There are people who order ramen to experience the whole bowl, and there are others who really just want the noodles, the toppings, and maybe two spoonfuls of soup. If you’re in the second group, you might finish your meal and find yourself catching glimpses of your eyebrows in the reflection of your leftover broth. For these ramen eaters, we suggest going to Niche, a walk-in spot on the Lower East Side that serves excellent mazémen, a.k.a. brothless ramen.
If the noodles, vegetables, and meat aren’t swimming in broth, they need to shine on their own. And at Niche, they do just that. This is the second place from another ramen spot next door, Nakamura, but this is our favorite of the two. The noodles here are soft, squiggly, and broth-sopped, with all the rich flavor and bounce that you likely associate with your favorite ramen in the city. Now that we’ve tried all five mazémen options on the menu, we’ll order the steak one - with charred ribeye, a creamy sauce, and some spinach for balance - every time. And while the mazémen deserves Nancy-Kerrigan-Tonya-Harding-level attention, a meal here wouldn’t be complete without the McDonald’s-esque fries covered in nori seasoning or the sardine toast with crunchy chili flakes.

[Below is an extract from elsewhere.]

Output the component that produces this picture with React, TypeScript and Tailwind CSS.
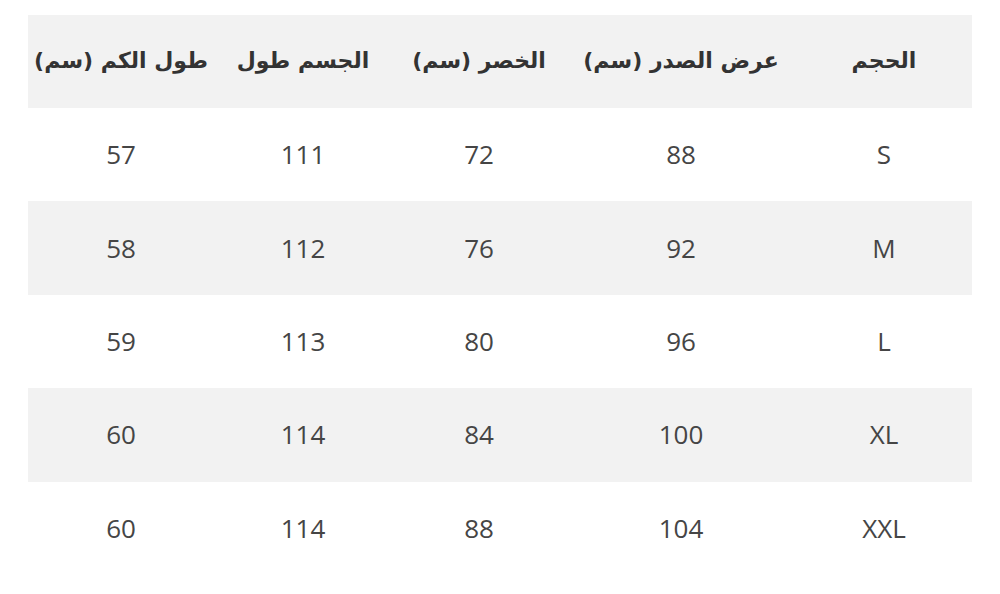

Niche’s only problem is the seating arrangement. There’s just one communal table that fits 15 people at max capacity. So eating here kind of feels like Thanksgiving dinner in the suburbs, or the Last Supper if a few Apostles brought plus ones. At dinner on an early weeknight when the table isn’t jam-packed yet, the shared-space concept is charming, as is the fact that the chef is casually chatting on his cellphone while he cooks. But when it’s busy, things start feeling a little more like if the MTA tried to give out noodle bowls and glasses of orange wine during rush hour at Union Square. The waits can be anywhere from half an hour to an hour, and if you’re sitting in the corner seat by the door, you’ll probably get elbowed in the side as people come in and out to put their names in.
Even if you’re a broth person, you should make it a point to try Niche’s mazémen. Bring a friend who doesn’t overvalue their personal space, or just stop by for a great solo meal. You can save your soup reflection moments for your bathroom mirror. Your eyebrows look amazing, anyway.
Two crunchy little toasts, each with some lemony mayo, a butterflied sardine, chili oil, and crunchy pepper flakes on top. It’s creamy. It’s sour. It’s the kind of thing we’d like to see packed in a lunchbox in full-sandwich form.
If we showed you this picture without any context, you might think someone had dumped some fast food fries into a nice porcelain bowl. But these come with nori seasoning on top. Which only makes them more delicious than already-delicious McDonald’s fries.
We could easily take down two of these without any helpers. The dark stuff on top is yuzu kosho - a fermented chile and yuzu paste - and it’s crispy with a little kick.
This thinly sliced salmon is the kind of thing you’d find on a really good bagel. It’s also used in the Russ & Roe mazémen, but we prefer it on its own rather than mixed in with noodles. More on that later.
It’s a salty rich comfort food dream. A solo dinner aspiration. The thing you scarf down without stopping to wipe the sauce off your face. It’s the burger at the summer barbecue. It’s unmissable. Get it with bamboo and a poached egg.
This doesn’t look like anything special. But it is. There’s lots of cabbage, and a generous pile of clams in their shells. The sauce is the best thing about the dish, it’s light and fishy.
This one is sort of a play on carbonara - and you’ll probably try to recreate it at home (less successfully). There are hunks of bacon, and a peppery cheese sauce. It automatically comes with a poached egg on top, which makes it very creamy and hard to stop eating.
This bowl is the only purely vegetarian entree on the menu. It comes with simple mushrooms and broccoli, as well as a tomato-based sauce that’s not as spicy as we would have liked. Nothing a little chili oil can’t fix.
Sort of like any episode of This Is Us or a six-hour Phish concert, the Russ & Roe has too much of one feeling. The textures of the noodles and salmon are similarly soft, and it just doesn’t work as well as the other mazémen options.